Il “diritto a morire dignitosamente” va assicurato a ogni detenuto. Lo afferma la Cassazione riferendosi a Totò Riina. Per i giudici, fermo restando il suo “spessore criminale”, va verificato se il boss di Cosa Nostra possa considerarsi pericoloso vista l’età (86 anni) e le gravi condizioni di salute.
Sulla base di queste indicazioni, il tribunale di sorveglianza di Bologna deciderà sulla richiesta di differimento della pena, istanza finora sempre respinta.
Il giudice deve quindi verificare e motivare “se lo stato di detenzione carceraria possa comportare una sofferenza e un’afflizione di tale intensità” da andare oltre la “legittima esecuzione di una pena”.
Attualmente, la situazione neurologica di Riina è altamente compromessa: il boss ultraottantenne è afflitto da una duplice neoplasia renale che gli impedisce di stare seduto e che lo espone a una grave cardiopatia e a eventi cardiovascolari infausti e non prevedibili.

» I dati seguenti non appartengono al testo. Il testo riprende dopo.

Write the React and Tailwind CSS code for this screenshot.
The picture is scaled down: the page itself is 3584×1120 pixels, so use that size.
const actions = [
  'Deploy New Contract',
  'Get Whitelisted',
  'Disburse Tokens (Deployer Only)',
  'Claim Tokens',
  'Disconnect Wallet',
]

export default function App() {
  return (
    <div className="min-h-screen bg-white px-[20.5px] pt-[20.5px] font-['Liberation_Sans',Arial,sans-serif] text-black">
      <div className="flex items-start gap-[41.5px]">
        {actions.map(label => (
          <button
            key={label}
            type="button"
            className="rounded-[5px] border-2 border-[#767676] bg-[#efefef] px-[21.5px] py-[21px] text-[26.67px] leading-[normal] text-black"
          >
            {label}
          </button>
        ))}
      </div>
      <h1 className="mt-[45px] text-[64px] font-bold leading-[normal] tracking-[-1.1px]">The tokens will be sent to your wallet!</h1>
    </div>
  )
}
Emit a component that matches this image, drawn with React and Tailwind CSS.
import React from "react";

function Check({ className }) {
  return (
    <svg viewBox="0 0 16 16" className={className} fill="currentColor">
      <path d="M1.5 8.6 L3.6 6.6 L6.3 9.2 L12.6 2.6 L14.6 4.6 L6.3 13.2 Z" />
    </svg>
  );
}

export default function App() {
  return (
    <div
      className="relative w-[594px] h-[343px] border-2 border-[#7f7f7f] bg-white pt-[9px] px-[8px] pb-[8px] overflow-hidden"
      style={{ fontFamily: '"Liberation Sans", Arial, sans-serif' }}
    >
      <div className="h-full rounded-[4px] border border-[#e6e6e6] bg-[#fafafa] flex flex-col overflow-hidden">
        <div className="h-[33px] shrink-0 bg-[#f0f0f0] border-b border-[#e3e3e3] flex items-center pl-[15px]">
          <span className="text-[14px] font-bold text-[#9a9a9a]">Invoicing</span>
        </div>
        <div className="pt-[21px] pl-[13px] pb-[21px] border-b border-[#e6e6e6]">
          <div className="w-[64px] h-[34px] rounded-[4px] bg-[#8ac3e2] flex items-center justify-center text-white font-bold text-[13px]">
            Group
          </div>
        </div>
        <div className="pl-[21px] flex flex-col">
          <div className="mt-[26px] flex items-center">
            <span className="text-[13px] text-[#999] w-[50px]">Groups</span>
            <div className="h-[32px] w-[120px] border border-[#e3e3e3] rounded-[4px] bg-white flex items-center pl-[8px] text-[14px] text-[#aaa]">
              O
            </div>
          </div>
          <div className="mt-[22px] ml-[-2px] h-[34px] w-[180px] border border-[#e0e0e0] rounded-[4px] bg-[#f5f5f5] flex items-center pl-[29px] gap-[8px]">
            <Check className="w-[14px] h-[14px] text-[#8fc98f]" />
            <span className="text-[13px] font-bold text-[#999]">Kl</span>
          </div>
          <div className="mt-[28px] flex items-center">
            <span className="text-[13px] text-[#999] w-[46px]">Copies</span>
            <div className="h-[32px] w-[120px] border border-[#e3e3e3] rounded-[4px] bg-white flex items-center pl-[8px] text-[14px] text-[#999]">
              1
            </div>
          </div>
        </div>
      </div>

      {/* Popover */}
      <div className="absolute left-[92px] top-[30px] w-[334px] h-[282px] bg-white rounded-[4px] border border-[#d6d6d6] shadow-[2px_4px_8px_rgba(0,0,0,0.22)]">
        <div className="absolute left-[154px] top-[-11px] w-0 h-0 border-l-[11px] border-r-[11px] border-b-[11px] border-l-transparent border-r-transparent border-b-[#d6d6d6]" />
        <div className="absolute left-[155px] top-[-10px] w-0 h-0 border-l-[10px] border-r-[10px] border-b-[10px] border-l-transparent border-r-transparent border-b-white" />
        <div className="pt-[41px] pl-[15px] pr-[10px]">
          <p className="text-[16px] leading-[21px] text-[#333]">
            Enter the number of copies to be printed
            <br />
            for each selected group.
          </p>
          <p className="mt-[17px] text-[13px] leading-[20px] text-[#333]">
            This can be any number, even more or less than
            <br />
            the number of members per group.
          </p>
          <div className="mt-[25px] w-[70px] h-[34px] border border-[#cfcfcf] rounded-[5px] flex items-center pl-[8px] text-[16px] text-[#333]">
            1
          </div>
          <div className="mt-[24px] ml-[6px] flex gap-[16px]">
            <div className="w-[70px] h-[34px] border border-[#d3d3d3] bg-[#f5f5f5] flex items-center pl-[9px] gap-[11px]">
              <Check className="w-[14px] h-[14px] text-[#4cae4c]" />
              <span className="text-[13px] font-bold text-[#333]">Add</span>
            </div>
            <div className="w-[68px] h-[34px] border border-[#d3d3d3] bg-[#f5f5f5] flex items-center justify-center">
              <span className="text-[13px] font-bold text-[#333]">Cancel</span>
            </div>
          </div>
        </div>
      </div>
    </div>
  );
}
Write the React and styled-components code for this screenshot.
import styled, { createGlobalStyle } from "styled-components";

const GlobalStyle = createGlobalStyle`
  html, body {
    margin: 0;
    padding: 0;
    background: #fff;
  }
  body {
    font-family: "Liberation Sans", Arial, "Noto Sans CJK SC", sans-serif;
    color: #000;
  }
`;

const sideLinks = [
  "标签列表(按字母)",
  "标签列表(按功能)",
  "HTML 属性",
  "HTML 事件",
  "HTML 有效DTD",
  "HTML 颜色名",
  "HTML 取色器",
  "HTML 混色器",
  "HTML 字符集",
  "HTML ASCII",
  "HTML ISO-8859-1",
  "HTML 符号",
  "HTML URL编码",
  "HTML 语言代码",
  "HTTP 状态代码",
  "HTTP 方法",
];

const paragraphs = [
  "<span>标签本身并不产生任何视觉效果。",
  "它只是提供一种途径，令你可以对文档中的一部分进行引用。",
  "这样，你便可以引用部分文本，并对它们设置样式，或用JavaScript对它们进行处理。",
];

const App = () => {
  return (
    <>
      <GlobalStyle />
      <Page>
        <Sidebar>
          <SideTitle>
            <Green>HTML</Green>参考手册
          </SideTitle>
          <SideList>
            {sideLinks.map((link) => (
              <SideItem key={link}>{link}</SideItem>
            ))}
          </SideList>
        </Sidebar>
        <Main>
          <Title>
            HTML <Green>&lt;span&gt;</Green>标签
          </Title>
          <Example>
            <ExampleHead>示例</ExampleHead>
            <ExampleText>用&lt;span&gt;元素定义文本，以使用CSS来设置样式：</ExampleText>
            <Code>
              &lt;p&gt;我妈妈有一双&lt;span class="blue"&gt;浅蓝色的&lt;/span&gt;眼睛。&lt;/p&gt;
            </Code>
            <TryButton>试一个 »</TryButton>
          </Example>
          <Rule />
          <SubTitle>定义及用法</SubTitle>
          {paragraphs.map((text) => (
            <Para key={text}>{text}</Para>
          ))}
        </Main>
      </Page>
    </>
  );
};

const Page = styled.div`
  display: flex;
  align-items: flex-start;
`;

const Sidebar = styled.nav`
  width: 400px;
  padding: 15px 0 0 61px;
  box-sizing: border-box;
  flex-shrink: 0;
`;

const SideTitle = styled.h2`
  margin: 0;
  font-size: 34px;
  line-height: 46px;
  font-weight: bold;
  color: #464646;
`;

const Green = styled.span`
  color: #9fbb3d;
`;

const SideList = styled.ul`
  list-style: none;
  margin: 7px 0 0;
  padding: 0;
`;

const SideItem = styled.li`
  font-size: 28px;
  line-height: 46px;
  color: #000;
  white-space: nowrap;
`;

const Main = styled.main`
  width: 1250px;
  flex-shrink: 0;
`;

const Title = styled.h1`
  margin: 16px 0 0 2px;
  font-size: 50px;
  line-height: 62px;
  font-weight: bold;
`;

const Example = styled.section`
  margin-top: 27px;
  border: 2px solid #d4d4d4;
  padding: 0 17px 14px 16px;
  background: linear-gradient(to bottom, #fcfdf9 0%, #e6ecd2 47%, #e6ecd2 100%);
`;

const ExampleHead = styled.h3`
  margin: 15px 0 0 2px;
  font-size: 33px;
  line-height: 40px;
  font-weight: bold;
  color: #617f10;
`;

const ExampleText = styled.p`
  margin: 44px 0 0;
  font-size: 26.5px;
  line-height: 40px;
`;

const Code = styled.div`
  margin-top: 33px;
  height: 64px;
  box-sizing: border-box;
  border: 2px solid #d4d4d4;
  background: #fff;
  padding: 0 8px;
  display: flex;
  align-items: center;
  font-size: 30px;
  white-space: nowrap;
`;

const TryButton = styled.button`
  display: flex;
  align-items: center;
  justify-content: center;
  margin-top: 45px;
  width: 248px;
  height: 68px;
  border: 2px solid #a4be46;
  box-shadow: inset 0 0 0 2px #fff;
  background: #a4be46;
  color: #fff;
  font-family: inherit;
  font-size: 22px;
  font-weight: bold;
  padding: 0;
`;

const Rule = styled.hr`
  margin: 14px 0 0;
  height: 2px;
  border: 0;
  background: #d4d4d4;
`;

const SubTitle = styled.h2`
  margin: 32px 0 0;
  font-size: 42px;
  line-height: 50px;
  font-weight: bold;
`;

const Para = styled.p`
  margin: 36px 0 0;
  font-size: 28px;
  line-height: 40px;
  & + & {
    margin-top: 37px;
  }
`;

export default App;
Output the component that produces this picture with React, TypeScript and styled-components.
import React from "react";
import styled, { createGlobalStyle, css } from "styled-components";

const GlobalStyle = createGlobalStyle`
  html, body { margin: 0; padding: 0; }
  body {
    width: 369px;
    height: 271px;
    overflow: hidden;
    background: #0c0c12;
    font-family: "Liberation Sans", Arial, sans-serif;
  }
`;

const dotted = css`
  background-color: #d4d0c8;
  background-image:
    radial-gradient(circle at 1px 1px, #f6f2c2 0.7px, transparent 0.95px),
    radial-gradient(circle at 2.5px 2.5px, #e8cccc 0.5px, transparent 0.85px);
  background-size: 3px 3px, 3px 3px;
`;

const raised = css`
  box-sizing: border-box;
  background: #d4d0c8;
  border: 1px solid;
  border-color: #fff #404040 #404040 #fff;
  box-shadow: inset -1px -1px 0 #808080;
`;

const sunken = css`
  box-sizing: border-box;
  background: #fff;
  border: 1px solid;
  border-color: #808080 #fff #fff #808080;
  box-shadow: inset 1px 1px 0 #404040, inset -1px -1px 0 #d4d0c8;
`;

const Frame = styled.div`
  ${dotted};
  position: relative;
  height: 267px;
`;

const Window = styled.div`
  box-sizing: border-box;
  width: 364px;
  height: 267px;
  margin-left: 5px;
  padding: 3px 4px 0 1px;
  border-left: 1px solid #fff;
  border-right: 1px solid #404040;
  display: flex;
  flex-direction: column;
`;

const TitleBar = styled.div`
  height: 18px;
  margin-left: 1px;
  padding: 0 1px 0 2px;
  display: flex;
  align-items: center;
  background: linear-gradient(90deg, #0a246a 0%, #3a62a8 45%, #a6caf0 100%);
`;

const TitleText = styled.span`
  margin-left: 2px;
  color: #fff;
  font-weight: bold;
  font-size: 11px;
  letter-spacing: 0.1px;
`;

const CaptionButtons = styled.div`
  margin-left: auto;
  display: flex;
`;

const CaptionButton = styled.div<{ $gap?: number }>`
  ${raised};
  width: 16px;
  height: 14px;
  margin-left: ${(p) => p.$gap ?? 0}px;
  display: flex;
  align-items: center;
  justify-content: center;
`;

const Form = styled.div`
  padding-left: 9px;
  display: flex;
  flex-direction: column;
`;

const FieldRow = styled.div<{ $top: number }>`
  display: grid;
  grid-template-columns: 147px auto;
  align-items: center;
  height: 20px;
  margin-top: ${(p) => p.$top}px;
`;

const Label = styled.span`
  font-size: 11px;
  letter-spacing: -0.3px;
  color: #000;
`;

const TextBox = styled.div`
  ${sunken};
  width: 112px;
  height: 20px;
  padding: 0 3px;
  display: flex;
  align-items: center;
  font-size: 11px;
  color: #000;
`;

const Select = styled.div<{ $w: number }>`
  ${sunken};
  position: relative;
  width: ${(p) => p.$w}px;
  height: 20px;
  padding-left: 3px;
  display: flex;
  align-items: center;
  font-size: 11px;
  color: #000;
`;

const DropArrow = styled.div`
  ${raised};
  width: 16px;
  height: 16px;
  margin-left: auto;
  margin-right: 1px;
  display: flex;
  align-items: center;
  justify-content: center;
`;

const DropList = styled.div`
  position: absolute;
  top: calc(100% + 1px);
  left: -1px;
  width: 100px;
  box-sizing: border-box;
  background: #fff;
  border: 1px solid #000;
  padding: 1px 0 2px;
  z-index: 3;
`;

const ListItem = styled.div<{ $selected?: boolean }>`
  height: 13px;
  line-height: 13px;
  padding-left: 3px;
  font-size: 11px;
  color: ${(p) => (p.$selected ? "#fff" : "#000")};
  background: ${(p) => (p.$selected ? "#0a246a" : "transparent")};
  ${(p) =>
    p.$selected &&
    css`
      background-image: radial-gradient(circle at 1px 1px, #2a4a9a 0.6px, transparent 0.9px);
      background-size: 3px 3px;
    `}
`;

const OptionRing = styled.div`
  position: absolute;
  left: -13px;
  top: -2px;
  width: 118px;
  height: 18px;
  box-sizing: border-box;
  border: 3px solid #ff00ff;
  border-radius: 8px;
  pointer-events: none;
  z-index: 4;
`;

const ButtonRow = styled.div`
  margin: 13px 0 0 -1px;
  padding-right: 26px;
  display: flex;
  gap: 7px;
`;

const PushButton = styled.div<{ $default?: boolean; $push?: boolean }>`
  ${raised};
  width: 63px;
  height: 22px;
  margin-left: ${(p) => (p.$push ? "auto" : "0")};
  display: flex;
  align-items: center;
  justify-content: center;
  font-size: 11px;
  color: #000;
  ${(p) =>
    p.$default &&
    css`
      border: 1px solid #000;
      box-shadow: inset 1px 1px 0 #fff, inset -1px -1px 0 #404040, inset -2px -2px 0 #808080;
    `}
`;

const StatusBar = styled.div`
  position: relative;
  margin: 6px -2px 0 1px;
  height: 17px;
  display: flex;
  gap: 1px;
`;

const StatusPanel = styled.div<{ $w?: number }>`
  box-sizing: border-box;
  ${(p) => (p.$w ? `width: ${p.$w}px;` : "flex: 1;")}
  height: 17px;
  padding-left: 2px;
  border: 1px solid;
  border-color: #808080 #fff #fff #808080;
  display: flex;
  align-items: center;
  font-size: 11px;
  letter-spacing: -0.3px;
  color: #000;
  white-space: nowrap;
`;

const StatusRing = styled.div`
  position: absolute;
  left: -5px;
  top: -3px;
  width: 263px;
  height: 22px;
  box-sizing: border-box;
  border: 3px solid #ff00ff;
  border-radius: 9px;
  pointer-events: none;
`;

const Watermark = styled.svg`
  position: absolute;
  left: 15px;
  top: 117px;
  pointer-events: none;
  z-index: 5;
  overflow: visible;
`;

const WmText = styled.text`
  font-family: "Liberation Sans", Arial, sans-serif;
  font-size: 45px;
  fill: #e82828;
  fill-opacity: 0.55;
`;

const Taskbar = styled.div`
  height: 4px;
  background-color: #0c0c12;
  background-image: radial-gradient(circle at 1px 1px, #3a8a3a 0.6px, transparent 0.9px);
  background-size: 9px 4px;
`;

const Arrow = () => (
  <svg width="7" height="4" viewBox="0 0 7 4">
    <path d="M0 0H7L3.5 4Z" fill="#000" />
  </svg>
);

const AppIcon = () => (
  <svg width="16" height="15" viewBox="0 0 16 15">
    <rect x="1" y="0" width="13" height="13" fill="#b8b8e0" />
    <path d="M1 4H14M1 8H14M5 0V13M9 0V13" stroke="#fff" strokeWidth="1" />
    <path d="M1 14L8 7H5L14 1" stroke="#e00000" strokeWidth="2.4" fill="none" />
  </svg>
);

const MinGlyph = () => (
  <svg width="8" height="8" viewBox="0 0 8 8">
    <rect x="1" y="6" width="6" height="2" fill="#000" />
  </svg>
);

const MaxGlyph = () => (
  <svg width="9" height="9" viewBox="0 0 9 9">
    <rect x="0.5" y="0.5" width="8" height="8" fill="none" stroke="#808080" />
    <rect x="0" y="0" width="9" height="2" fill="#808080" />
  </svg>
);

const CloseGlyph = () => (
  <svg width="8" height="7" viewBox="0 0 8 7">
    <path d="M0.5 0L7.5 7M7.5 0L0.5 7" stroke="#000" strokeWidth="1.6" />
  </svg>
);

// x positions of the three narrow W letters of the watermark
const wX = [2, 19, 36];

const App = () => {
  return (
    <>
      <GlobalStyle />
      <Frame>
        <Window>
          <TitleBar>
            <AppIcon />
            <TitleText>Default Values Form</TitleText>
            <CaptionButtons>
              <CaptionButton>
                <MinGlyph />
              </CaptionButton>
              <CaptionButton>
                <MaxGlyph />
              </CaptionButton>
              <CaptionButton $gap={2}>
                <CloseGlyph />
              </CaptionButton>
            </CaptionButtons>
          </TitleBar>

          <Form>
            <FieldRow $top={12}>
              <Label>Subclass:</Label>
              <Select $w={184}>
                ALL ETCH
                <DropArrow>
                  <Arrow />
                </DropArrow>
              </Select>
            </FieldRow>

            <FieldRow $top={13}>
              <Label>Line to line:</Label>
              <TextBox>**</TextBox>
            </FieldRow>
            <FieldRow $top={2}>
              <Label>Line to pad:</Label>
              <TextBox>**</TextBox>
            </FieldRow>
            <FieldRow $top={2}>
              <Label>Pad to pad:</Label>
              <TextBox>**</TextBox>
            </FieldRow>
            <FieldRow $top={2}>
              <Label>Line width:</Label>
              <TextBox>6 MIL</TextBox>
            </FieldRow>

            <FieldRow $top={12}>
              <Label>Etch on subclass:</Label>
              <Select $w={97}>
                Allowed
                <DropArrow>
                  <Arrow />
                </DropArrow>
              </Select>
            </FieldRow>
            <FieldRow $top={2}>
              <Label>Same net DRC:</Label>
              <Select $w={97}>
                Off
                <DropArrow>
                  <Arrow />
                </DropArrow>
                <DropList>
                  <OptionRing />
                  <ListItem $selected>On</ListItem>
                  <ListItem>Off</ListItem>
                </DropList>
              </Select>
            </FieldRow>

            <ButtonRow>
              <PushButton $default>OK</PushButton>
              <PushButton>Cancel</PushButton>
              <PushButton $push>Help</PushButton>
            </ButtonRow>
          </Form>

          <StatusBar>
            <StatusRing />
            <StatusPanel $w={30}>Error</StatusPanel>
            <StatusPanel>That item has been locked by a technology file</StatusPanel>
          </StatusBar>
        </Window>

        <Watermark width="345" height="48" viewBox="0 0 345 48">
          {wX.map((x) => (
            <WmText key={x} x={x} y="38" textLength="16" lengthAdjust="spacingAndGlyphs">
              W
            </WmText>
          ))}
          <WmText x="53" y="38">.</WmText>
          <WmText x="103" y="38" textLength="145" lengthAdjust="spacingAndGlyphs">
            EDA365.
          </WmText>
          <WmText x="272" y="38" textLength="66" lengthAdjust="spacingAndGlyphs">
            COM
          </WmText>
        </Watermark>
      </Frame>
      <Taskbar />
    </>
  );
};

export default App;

L’altissima pericolosità e l’indiscusso spessore criminale di un boss come Totò Riina sono ancora oggetto di dibattito: il tribunale non ha chiarito come tale pericolosità possa e debba considerarsi attuale in considerazione della precarietà delle condizioni di salute e del più generale stato di decadimento fisico di Riina.